Task to complete
The records below are made of lines; count those holding the word "Output" and give the number only.

Data entries
= = = =
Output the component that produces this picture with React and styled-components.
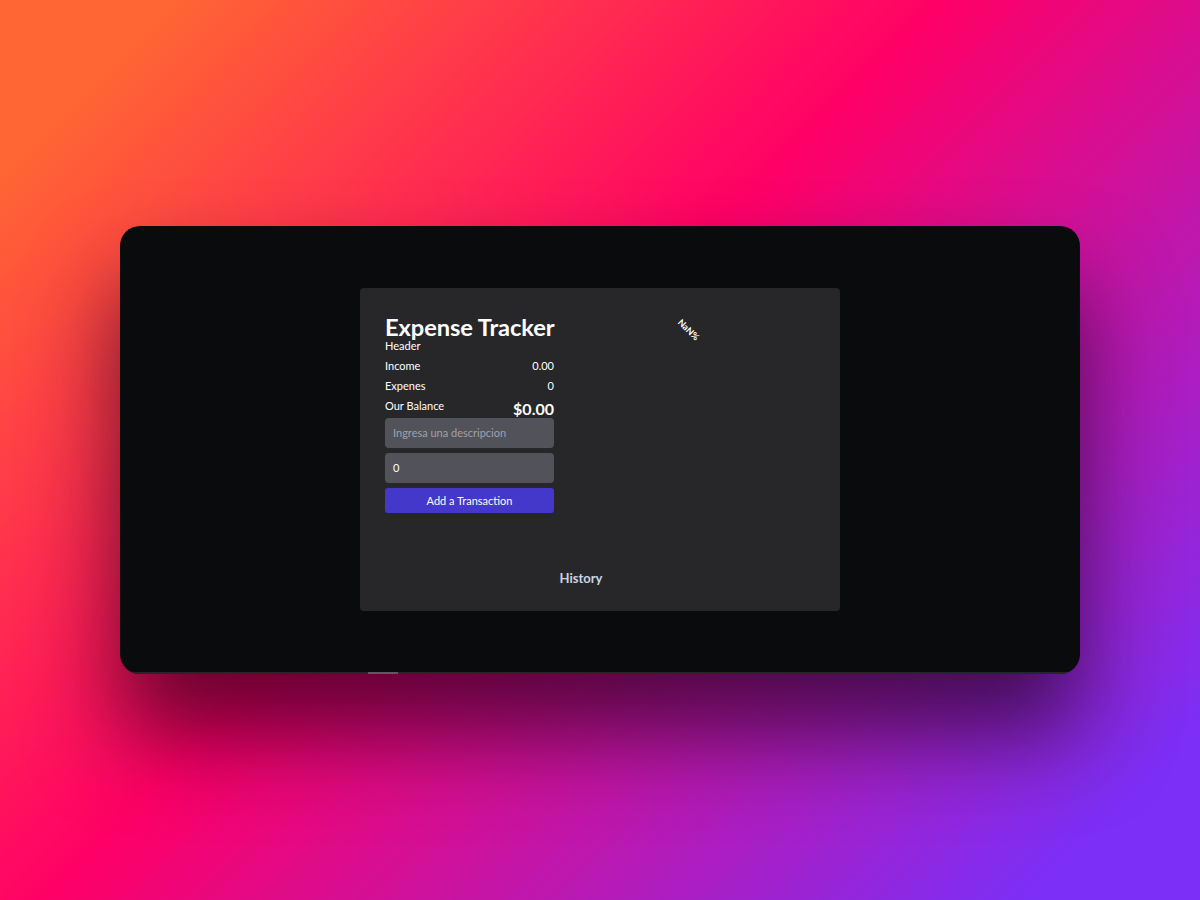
= = = =
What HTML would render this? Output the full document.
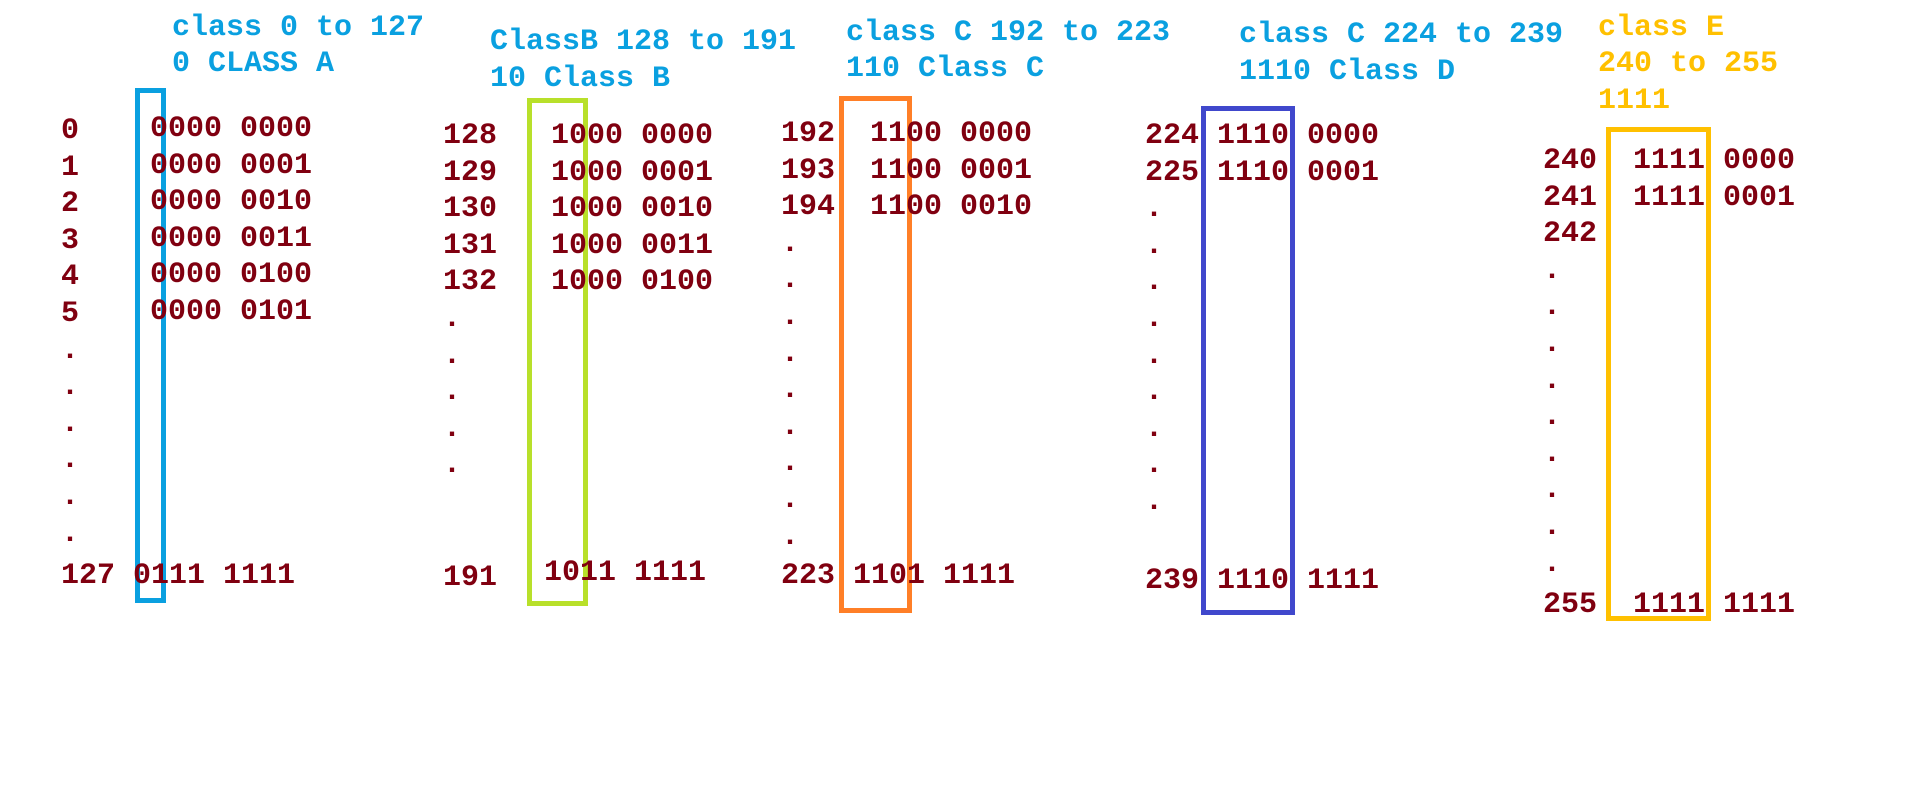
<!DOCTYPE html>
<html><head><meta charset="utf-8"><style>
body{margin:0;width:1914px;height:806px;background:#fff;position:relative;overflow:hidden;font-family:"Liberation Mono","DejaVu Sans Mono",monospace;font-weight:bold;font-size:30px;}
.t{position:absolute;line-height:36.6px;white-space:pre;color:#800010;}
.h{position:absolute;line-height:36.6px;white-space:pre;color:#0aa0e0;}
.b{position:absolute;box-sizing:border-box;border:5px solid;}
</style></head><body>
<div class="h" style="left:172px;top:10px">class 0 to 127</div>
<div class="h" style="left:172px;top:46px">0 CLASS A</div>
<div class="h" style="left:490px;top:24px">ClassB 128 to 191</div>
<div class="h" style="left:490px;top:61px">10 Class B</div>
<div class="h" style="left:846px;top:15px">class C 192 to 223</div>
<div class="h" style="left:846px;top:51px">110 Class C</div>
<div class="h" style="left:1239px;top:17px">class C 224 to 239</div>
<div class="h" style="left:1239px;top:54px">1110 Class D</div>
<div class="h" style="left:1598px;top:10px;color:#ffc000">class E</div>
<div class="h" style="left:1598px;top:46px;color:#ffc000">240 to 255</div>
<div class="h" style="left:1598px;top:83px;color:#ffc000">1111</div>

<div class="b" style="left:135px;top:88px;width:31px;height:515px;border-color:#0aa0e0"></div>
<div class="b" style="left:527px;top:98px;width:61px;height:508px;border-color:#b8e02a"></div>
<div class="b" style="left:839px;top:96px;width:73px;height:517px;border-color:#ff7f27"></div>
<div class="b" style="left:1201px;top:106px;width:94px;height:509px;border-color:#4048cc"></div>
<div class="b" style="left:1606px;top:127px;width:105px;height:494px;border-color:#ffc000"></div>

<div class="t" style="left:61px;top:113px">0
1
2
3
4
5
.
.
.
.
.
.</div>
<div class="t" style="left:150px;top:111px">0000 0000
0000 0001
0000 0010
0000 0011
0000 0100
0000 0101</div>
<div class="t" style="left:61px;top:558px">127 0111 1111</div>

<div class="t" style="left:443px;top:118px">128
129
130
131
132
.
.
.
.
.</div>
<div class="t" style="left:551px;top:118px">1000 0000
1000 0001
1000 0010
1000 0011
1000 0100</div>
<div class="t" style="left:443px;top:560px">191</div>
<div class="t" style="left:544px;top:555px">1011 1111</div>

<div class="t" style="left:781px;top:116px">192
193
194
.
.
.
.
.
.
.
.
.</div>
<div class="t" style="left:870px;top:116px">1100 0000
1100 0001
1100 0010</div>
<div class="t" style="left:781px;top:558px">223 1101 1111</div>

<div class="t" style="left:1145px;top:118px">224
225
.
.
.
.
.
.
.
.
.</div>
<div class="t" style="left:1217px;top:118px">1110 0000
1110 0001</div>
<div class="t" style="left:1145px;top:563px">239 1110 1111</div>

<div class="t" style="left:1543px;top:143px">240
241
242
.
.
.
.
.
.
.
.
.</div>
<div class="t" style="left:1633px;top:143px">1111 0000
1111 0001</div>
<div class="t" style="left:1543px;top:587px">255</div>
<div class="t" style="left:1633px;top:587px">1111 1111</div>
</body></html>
= = = =
Response to this exercise
2